The antisense strand is the complementary strand to the sense strand, when it is read from right to left (5’ to 3’) its sequence cannot be translated into a protein and so it is sometimes called the noncoding strand. The antisense strand is used as the template for transcription (C), which means that the generated mRNA is in the sense direction (in other words, identical to the gene as coded in the sense DNA strand except thymines are now uracils).
In most RNA-Seq experiments, the mRNA is used as a template for two rounds of cDNA synthesis. One or both cDNA strands are sequenced and analyzed, and which strand gets sequenced depends on the library preparation method. Depending on the kit, these libraries can be considered either unstranded or directional (sense or antisense).
In an unstranded (non-stranded) preparation, both cDNA strands are sequenced. This means that we are not able to determine if the original RNA molecule had come from a sense mRNA sequence (same direction as the gene on the DNA) or an antisense noncoding RNA.
In a sense directional library (also called forward, stranded, same, first read, or second strand depending on the kit or software used used), the first read sequenced has the same orientation of the RNA molecule (D). If paired-end sequencing is performed, the second read will have the opposite orientation as the RNA molecule. These libraries are often made with ligation-based methods, and Eclipsebio kits are sense libraries.
|Library Type||Common Terms|
|Sense||Forward, stranded, same, first read, second strand|
|Antisense||Reverse, reverse stranded, second read, first strand|
In an antisense directional library (also called reverse, reverse stranded, second read, or first strand), the first read sequenced has the antisense orientation as the RNA molecule (D). If paired-end sequencing is performed, the second read will have the same orientation as the RNA molecule. These libraries are often made with dUTP-based methods.
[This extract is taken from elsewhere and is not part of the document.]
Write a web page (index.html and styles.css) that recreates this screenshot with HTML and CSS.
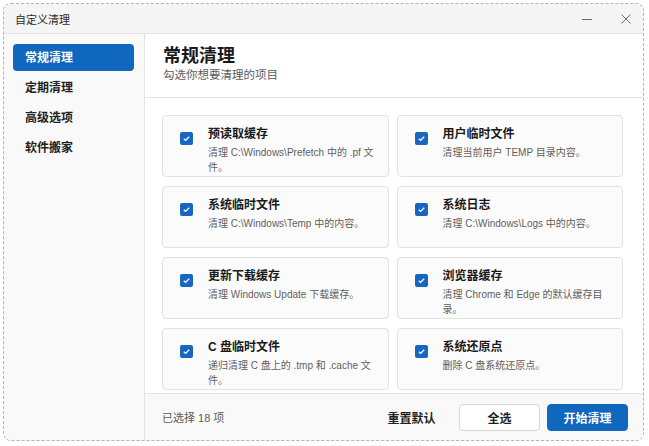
FILE: index.html
```html
<!DOCTYPE html>
<html lang="zh-CN">
<head>
    <meta charset="UTF-8">
    <meta name="viewport" content="width=device-width, initial-scale=1.0">
    <title>自定义清理</title>
    <link rel="stylesheet" href="styles.css">
</head>
<body>
    <div class="window">
        <div class="titlebar">
            <span class="titlebar-text">自定义清理</span>
            <div class="titlebar-controls">
                <button class="ctl" aria-label="最小化">
                    <svg width="12" height="12" viewBox="0 0 12 12"><path d="M1 6.5h10" stroke="#6b6b6b" stroke-width="1"/></svg>
                </button>
                <button class="ctl" aria-label="关闭">
                    <svg width="12" height="12" viewBox="0 0 12 12"><path d="M1.5 1.5l9 9M10.5 1.5l-9 9" stroke="#6b6b6b" stroke-width="1"/></svg>
                </button>
            </div>
        </div>

        <div class="body">
            <nav class="sidebar">
                <a class="nav-item active">常规清理</a>
                <a class="nav-item">定期清理</a>
                <a class="nav-item">高级选项</a>
                <a class="nav-item">软件搬家</a>
            </nav>

            <main class="main">
                <div class="header">
                    <h1 class="header-title">常规清理</h1>
                    <p class="header-sub">勾选你想要清理的项目</p>
                </div>

                <div class="content">
                    <div class="grid">
                        <label class="card">
                            <span class="check"><svg width="9" height="9" viewBox="0 0 9 9"><path d="M1.8 4.7l1.8 1.7 3.6-3.7" fill="none" stroke="#fff" stroke-width="1.3"/></svg></span>
                            <span class="card-text">
                                <span class="card-title">预读取缓存</span>
                                <span class="card-desc">清理 C:\Windows\Prefetch 中的 .pf 文件。</span>
                            </span>
                        </label>
                        <label class="card">
                            <span class="check"><svg width="9" height="9" viewBox="0 0 9 9"><path d="M1.8 4.7l1.8 1.7 3.6-3.7" fill="none" stroke="#fff" stroke-width="1.3"/></svg></span>
                            <span class="card-text">
                                <span class="card-title">用户临时文件</span>
                                <span class="card-desc">清理当前用户 TEMP 目录内容。</span>
                            </span>
                        </label>
                        <label class="card">
                            <span class="check"><svg width="9" height="9" viewBox="0 0 9 9"><path d="M1.8 4.7l1.8 1.7 3.6-3.7" fill="none" stroke="#fff" stroke-width="1.3"/></svg></span>
                            <span class="card-text">
                                <span class="card-title">系统临时文件</span>
                                <span class="card-desc">清理 C:\Windows\Temp 中的内容。</span>
                            </span>
                        </label>
                        <label class="card">
                            <span class="check"><svg width="9" height="9" viewBox="0 0 9 9"><path d="M1.8 4.7l1.8 1.7 3.6-3.7" fill="none" stroke="#fff" stroke-width="1.3"/></svg></span>
                            <span class="card-text">
                                <span class="card-title">系统日志</span>
                                <span class="card-desc">清理 C:\Windows\Logs 中的内容。</span>
                            </span>
                        </label>
                        <label class="card">
                            <span class="check"><svg width="9" height="9" viewBox="0 0 9 9"><path d="M1.8 4.7l1.8 1.7 3.6-3.7" fill="none" stroke="#fff" stroke-width="1.3"/></svg></span>
                            <span class="card-text">
                                <span class="card-title">更新下载缓存</span>
                                <span class="card-desc">清理 Windows Update 下载缓存。</span>
                            </span>
                        </label>
                        <label class="card">
                            <span class="check"><svg width="9" height="9" viewBox="0 0 9 9"><path d="M1.8 4.7l1.8 1.7 3.6-3.7" fill="none" stroke="#fff" stroke-width="1.3"/></svg></span>
                            <span class="card-text">
                                <span class="card-title">浏览器缓存</span>
                                <span class="card-desc">清理 Chrome 和 Edge 的默认缓存目录。</span>
                            </span>
                        </label>
                        <label class="card">
                            <span class="check"><svg width="9" height="9" viewBox="0 0 9 9"><path d="M1.8 4.7l1.8 1.7 3.6-3.7" fill="none" stroke="#fff" stroke-width="1.3"/></svg></span>
                            <span class="card-text">
                                <span class="card-title">C 盘临时文件</span>
                                <span class="card-desc">递归清理 C 盘上的 .tmp 和 .cache 文件。</span>
                            </span>
                        </label>
                        <label class="card">
                            <span class="check"><svg width="9" height="9" viewBox="0 0 9 9"><path d="M1.8 4.7l1.8 1.7 3.6-3.7" fill="none" stroke="#fff" stroke-width="1.3"/></svg></span>
                            <span class="card-text">
                                <span class="card-title">系统还原点</span>
                                <span class="card-desc">删除 C 盘系统还原点。</span>
                            </span>
                        </label>
                    </div>
                </div>

                <div class="footer">
                    <span class="footer-count">已选择 18 项</span>
                    <div class="footer-actions">
                        <button class="btn btn-text">重置默认</button>
                        <button class="btn btn-outline">全选</button>
                        <button class="btn btn-primary">开始清理</button>
                    </div>
                </div>
            </main>
        </div>
    </div>
</body>
</html>
```

FILE: styles.css
```css
* {
  box-sizing: border-box;
}

body {
  margin: 0;
  padding: 3px;
  background-color: #ffffff;
  font-family: "Segoe UI", "Liberation Sans", "Noto Sans CJK SC", sans-serif;
  color: #1b1b1b;
}

.window {
  width: 641px;
  height: 438px;
  border: 1px dashed #b4b4b4;
  border-radius: 8px;
  overflow: hidden;
  display: flex;
  flex-direction: column;
  background-color: #f9f9f9;
}

/* Title bar */
.titlebar {
  height: 30px;
  flex: none;
  display: flex;
  align-items: center;
  justify-content: space-between;
  padding: 0 4px 0 11px;
  background-color: #f5f5f5;
  border-bottom: 1px solid #e3e3e3;
}

.titlebar-text {
  font-size: 11px;
  color: #2a2a2a;
}

.titlebar-controls {
  display: flex;
  gap: 13px;
}

.ctl {
  width: 26px;
  height: 22px;
  border: none;
  background: transparent;
  padding: 0;
  display: flex;
  align-items: center;
  justify-content: center;
}

/* Body */
.body {
  flex: 1;
  display: flex;
  min-height: 0;
}

.sidebar {
  width: 141px;
  flex: none;
  padding: 10px 10px 0 9px;
  background-color: #f9f9f9;
  border-right: 1px solid #e3e3e3;
  display: flex;
  flex-direction: column;
  gap: 3px;
}

.nav-item {
  height: 27px;
  line-height: 28px;
  padding-left: 12px;
  border-radius: 4px;
  font-size: 12px;
  font-weight: 700;
  color: #1f1f1f;
}

.nav-item.active {
  background-color: #0f67be;
  color: #ffffff;
}

/* Main */
.main {
  flex: 1;
  display: flex;
  flex-direction: column;
  min-width: 0;
  background-color: #ffffff;
}

.header {
  flex: none;
  padding: 11px 18px 14px;
  border-bottom: 1px solid #e3e3e3;
}

.header-title {
  margin: 0;
  font-size: 18px;
  line-height: 22px;
  font-weight: 700;
  color: #1a1a1a;
}

.header-sub {
  margin: 0;
  font-size: 11.5px;
  line-height: 16px;
  color: #5c5c5c;
}

.content {
  flex: 1;
  min-height: 0;
  overflow: hidden;
  padding: 17px 20px 0 17px;
}

.grid {
  display: grid;
  grid-template-columns: 1fr 1fr;
  grid-auto-rows: 62px;
  column-gap: 8px;
  row-gap: 9px;
}

.card {
  display: flex;
  align-items: flex-start;
  gap: 15px;
  padding: 10px 12px 0 17px;
  background-color: #fbfbfb;
  border: 1px solid #e2e2e2;
  border-radius: 4px;
}

.check {
  flex: none;
  width: 13px;
  height: 13px;
  margin-top: 6px;
  border-radius: 2px;
  background-color: #1767c0;
  display: flex;
  align-items: center;
  justify-content: center;
}

.card-text {
  display: flex;
  flex-direction: column;
  gap: 3px;
  min-width: 0;
}

.card-title {
  font-size: 12px;
  line-height: 16px;
  font-weight: 700;
  color: #1a1a1a;
}

.card-desc {
  font-size: 10px;
  line-height: 15px;
  color: #5f5f5f;
}

/* Footer */
.footer {
  flex: none;
  height: 47px;
  display: flex;
  align-items: center;
  justify-content: space-between;
  padding: 0 15px 0 17px;
  background-color: #f9f9f9;
  border-top: 1px solid #e3e3e3;
}

.footer-count {
  font-size: 11px;
  color: #5a5a5a;
}

.footer-actions {
  display: flex;
  gap: 7px;
}

.btn {
  width: 81px;
  height: 27px;
  border-radius: 4px;
  font-family: inherit;
  font-size: 12px;
  font-weight: 700;
  padding: 0;
  cursor: pointer;
}

.btn-text {
  border: none;
  background: transparent;
  color: #1f1f1f;
}

.btn-outline {
  border: 1px solid #d6d6d6;
  background-color: #ffffff;
  color: #1f1f1f;
}

.btn-primary {
  border: 1px solid #0f67be;
  background-color: #0f67be;
  color: #ffffff;
}
```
Sometimes it can be difficult to determine the strandedness of the library after sequencing was performed. If that happens there are different tools available that can predict the strandedness of the library (RSeQC is one popular option). Alternatively, you can perform a simple alignment to your genome of interest and then view the reads on a genome browser and see if there is a bias to the reads. As shown in the figure (E), the unstranded library has a mixture of sense and antisense reads as shown by the equal mixtures of blue and red reads. The sense library has the majority of reads colored red, while the antisense library has the majority of reads colored blue. Importantly, you need to make this evaluation in the context of the gene. The example here is a gene that is going from 5’ to 3’ on the browser, if the gene was going the opposite direction the colors would be switched (sense library would be blue and antisense library would be red). Figuring out the strandedness of your library and the correct analysis parameters does not have to be a hassle.